The European Union has summoned Georgia's envoy to Brussels, Vakhtang Makharoblishvili, after leaked files alleged the country's security agency spied on the bloc's diplomats and others.
EU Ambassador to Georgia Carl Hartzell told reporters on September 22 that the alleged spying by "a close friend and partner like Georgia" raised serious questions about the relationship between the two and compliance with diplomatic norms.
"A surveillance society is not what should be part of a democratic society," Hartzell said.

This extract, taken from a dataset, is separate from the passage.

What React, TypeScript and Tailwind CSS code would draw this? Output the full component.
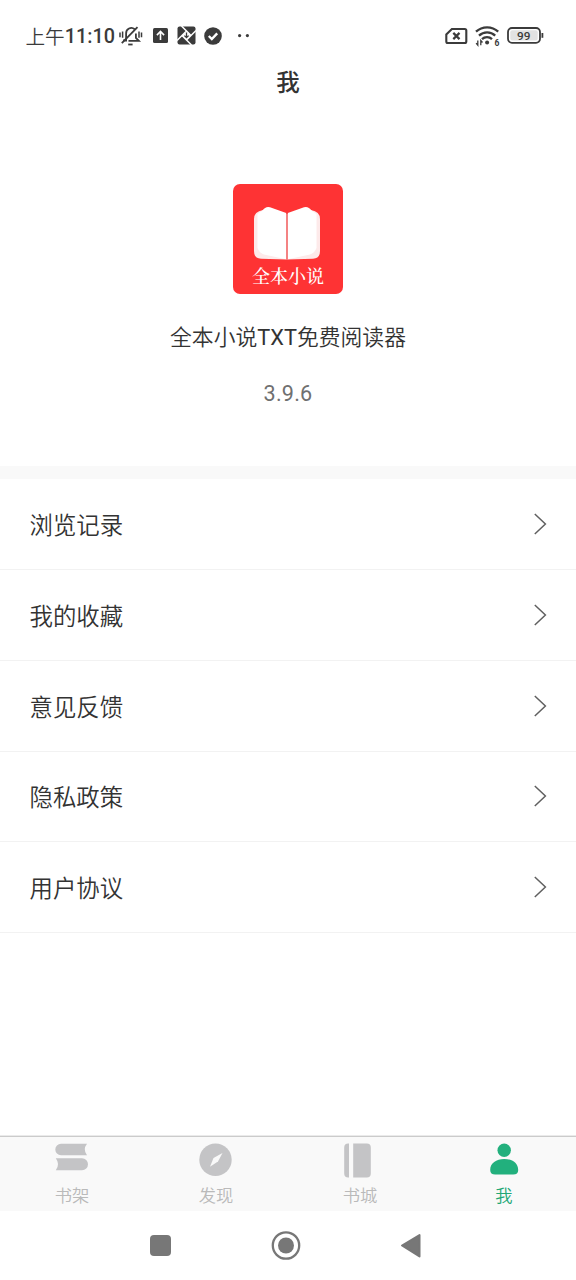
import type { ReactNode } from 'react';

const records = ['浏览记录', '我的收藏', '意见反馈', '隐私政策', '用户协议'];

function StatusBar() {
  return (
    <header className="flex h-[56px] items-start justify-between pl-[25.5px] pr-[32px] pt-[23.5px] text-[#3b3b3b]">
      <div className="flex h-[24px] items-center">
        <span className="flex w-[92.5px] items-center whitespace-nowrap leading-[24px]">
          <span className="text-[19.6px] font-[350]">上午</span>
          <span className="pt-[2px] font-[Roboto] text-[19.8px] font-medium">11:10</span>
        </span>
        <svg className="h-6 w-[26px]" viewBox="0 0 26 24" fill="none" stroke="currentColor" strokeWidth="1.8">
          <path d="M5 16.5h3.1V9.5a5.2 5.2 0 0 1 8.6-4.2M17.9 9.5v4.4l3 3H10.5" />
          <path d="M3.8 19.2 19.5 3.2" />
          <path d="M10.2 20.5h4.4" />
          <path d="M2 8.5v4.8M4.6 7.5v6.2M21 7.5v6.2M23.5 8.5v4.8" strokeWidth="1.5" />
        </svg>
        <svg className="ml-[8.5px] h-[15px] w-[15px]" viewBox="0 0 15 15">
          <rect width="15" height="15" rx="1.5" fill="currentColor" />
          <path d="M7.5 12V3.6M3.9 7.1l3.6-3.6 3.6 3.6" fill="none" stroke="#fff" strokeWidth="1.6" />
        </svg>
        <svg className="ml-[9px] h-[19px] w-[19px]" viewBox="0 0 19 19">
          <rect x=".5" y=".5" width="18" height="18" rx="2" fill="currentColor" />
          <path d="M4.5 0 14 9.5M0 14.5 9.5 5M5 9.5l9.5 9.5M9.5 14 19 4.5" fill="none" stroke="#fff" strokeWidth="1.5" />
          <path d="m9.5 5 4.5 4.5L9.5 14 5 9.5Z" fill="#fff" />
          <path d="M9.5 6.5v5M7.4 9.6l2.1 2.1 2.1-2.1" fill="none" stroke="currentColor" strokeWidth="1.3" />
        </svg>
        <svg className="ml-[8px] h-[18px] w-[18px]" viewBox="0 0 18 18">
          <circle cx="9" cy="9" r="8.8" fill="currentColor" />
          <path d="m4.8 9 3 3 5.4-5.6" fill="none" stroke="#fff" strokeWidth="2.4" />
        </svg>
        <svg className="ml-[14px] h-[6px] w-[16px]" viewBox="0 0 16 6" fill="currentColor">
          <circle cx="3.6" cy="2.6" r="1.6" />
          <circle cx="11.4" cy="2.6" r="1.6" />
        </svg>
      </div>
      <div className="flex h-[24px] items-center">
        <svg className="h-[24px] w-[23px]" viewBox="0 0 23 24" fill="none" stroke="currentColor" strokeWidth="2.1">
          <path d="M6.9 5H19.8a1.5 1.5 0 0 1 1.5 1.5v11A1.5 1.5 0 0 1 19.8 19H2.8a1.5 1.5 0 0 1-1.5-1.5V10.4Z" />
          <path d="m8.3 8.9 6.2 6.2M14.5 8.9l-6.2 6.2" strokeWidth="2.2" />
        </svg>
        <svg className="ml-[7px] h-[24px] w-[26px]" viewBox="0 0 26 24" fill="none" stroke="currentColor" strokeWidth="2.3">
          <path d="M1 7.7a16.3 16.3 0 0 1 22.2 0M4 11.6a11.8 11.8 0 0 1 16.2 0M7 15.200a7.200 7.200 0 0 1 10 0" />
          <circle cx="12.1" cy="18.4" r="2" fill="currentColor" stroke="none" />
          <path d="M2.8 16.5v4.7l-1.700-2M5.800 21.200v-4.700l1.700 2" strokeWidth="1.3" />
          <text x="19.6" y="21.6" className="font-[Roboto] text-[8.5px] font-bold" fill="currentColor" stroke="none">6</text>
        </svg>
        <svg className="ml-[6px] h-[24px] w-[37px]" viewBox="0 0 37 24">
          <rect x="1" y="4" width="32" height="14.8" rx="4" fill="#fff" stroke="currentColor" strokeWidth="1.8" />
          <rect x="3.3" y="6.2" width="27.4" height="10.4" rx="2" fill="#e2e2e2" />
          <path d="M35.4 9v4.8" stroke="currentColor" strokeWidth="1.8" />
          <text x="16.8" y="15.6" textAnchor="middle" className="font-[Roboto] text-[11.8px] font-medium" fill="currentColor">99</text>
        </svg>
      </div>
    </header>
  );
}

function BookLogo() {
  return (
    <div className="flex h-[110px] w-[110px] flex-col items-center rounded-[7px] bg-[#fe3334] pt-[22px]">
      <svg className="mr-[2px] h-[54px] w-[68px]" viewBox="0 0 68 54">
        <path d="M10 4Q1 5.5 1 13v32q0 7.5 7 7.700L34 53.500l26-.8q7-.2 7-7.700V13q0-7.500-9-9L34 8Z" fill="#fdeaea" />
        <path d="M33.200 7 17 1.200Q12.500 0 9.500 4.500L4.500 8v34q2 5 6.500 6.500L33.200 53.300Z" fill="#fff" />
        <path d="M34.800 7 51 1.200Q55.500 0 58.500 4.500L63.500 8v34q-2 5-6.500 6.500L34.800 53.300Z" fill="#fff" />
        <path d="M34 6.500v47" stroke="#f0494a" strokeWidth="1.300" />
      </svg>
      <span className="mt-[3px] whitespace-nowrap font-['Noto_Serif_CJK_SC','Noto_Sans_CJK_SC',serif] text-[18px] font-medium leading-[24px] text-white">全本小说</span>
    </div>
  );
}

function Tab({ label, active = false, children }: { label: string; active?: boolean; children: ReactNode }) {
  return (
    <button className={`flex w-1/4 flex-col items-center pt-[5px] ${active ? 'text-[#22b07d]' : 'text-[#c4c4c6]'}`}>
      <svg className="h-[36px] w-[36px]" viewBox="0 0 36 36" fill="currentColor">{children}</svg>
      <span className={`mt-[4px] text-[17.3px] font-[350] leading-[26px] ${active ? 'text-[#22a775]' : 'text-[#bababa]'}`}>{label}</span>
    </button>
  );
}

export default function App() {
  return (
    <div className="flex h-[1280px] w-[576px] flex-col overflow-hidden bg-white font-['Noto_Sans_CJK_SC',sans-serif] text-[#333]">
      <StatusBar />
      <h1 className="h-[52px] text-center text-[23.5px] font-medium leading-[50px]">我</h1>
      <section className="flex h-[358px] flex-col items-center pt-[76px]">
        <BookLogo />
        <h2 className="mt-[26px] whitespace-nowrap text-[21.8px] font-[350] leading-[32px]">
          全本小说<span className="font-[Roboto] font-normal">TXT</span>免费阅读器
        </h2>
        <p className="mt-[25px] font-[Roboto] text-[21.6px] leading-[30px] tracking-[0.2px] text-[#707070]">3.9.6</p>
      </section>
      <div className="h-[13px] bg-[#f9f9f9]" />
      <ul className="pt-[0.2px]">
        {records.map((name) => (
          <li key={name} className="flex h-[90.8px] items-center justify-between border-b border-[#f2f2f2] px-[29.5px]">
            <span className="text-[23.4px] font-[350] leading-[34px]">{name}</span>
            <svg className="h-[22px] w-[13px]" viewBox="0 0 13 22" fill="none" stroke="#606060" strokeWidth="1.5">
              <path d="m.8 1 10.6 10L.8 21" />
            </svg>
          </li>
        ))}
      </ul>
      <div className="mt-auto h-px shrink-0 bg-[#eaeaea]" />
      <nav className="flex h-[75px] shrink-0 border-t border-[#cbcbcb] bg-[#f9f9f9]">
        <Tab label="书架">
          <path d="M7 1.8h26q-4.5 5.7 0 11.4H7A5.7 5.7 0 0 1 7 1.8Z" />
          <path d="M1.8 16.2h26.2a6 6 0 0 1 0 12H1.8q4.5-6 0-12Z" />
        </Tab>
        <Tab label="发现">
          <circle cx="17.5" cy="17.8" r="16.2" />
          <path d="M24.5 11 15.500 16 12 24.800l8-5.300Z" fill="#f9f9f9" />
        </Tab>
        <Tab label="书城">
          <path d="M6.2 1.6H7v34h-.8a4 4 0 0 1-4-4v-26a4 4 0 0 1 4-4ZM11.2 1.6h13.6a4 4 0 0 1 4 4v26a4 4 0 0 1-4 4H11.2Z" />
        </Tab>
        <Tab label="我" active>
          <circle cx="18.2" cy="8.2" r="6.7" />
          <path d="M4.2 28c0-7 6-11 14-11s14 4 14 11q0 4.5-5 4.5h-18q-5 0-5-4.5Z" />
        </Tab>
      </nav>
      <footer className="flex h-[69px] shrink-0 items-center justify-between pl-[149.5px] pr-[154px] text-[#777]">
        <div className="h-[21px] w-[21px] rounded-[4px] bg-current" />
        <svg className="ml-[2px] h-[30px] w-[30px]" viewBox="0 0 30 30">
          <circle cx="15" cy="14.5" r="13.2" fill="none" stroke="currentColor" strokeWidth="2.3" />
          <circle cx="15" cy="14.5" r="8" fill="currentColor" />
        </svg>
        <svg className="h-[26px] w-[22px]" viewBox="0 0 22 26" fill="currentColor" stroke="currentColor" strokeWidth="2" strokeLinejoin="round">
          <path d="M2 12.5 19.5 2v21.500Z" />
        </svg>
      </footer>
    </div>
  );
}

Georgian media have reported that thousands of leaked files, released by a whistleblower last week, showed the State Security Service eavesdropped on Hartzell, U.S. diplomats, Israel's ambassador, and other diplomatic missions in Tbilisi.
Although many of the recordings focused on the Georgian Orthodox Church and its ties to Russia, some allegedly reveal security agents listening in on the conversations of Georgian journalists, opposition politicians, and diplomats.
Hartzell said the "the volume and nature" of the alleged eavesdropping appeared to go beyond the normal activities of security agencies in addressing potential threats.
Surveillance "should be used carefully, [has] to be monitored, and kept under control with appropriate oversight," Hartzell said.
"Because on the other side of this spectrum lies the privacy of individuals, the right to private space and not to be surveilled in an arbitrary manner," he added.
Georgian Prime Minister Irakli Gharibashvili of the ruling Georgian Dream party has dismissed the recordings as a "fabrication and falsification" put forward by the opposition, while also defending the security services.
"The state has the State Security Service because it conducts legitimate wiretaps within the limits established by law. This is obvious to everyone. The whole world is governed in this way," he said.
Last week, the European External Action Service, the EU's foreign-policy wing, told RFE/RL that it was aware of the alleged spying, saying the bloc would take "appropriate steps" in response.
"This is a very serious matter since it has implications in the framework of the Vienna Convention on diplomatic relations," Peter Stano, the lead spokesman for EU external affairs, said.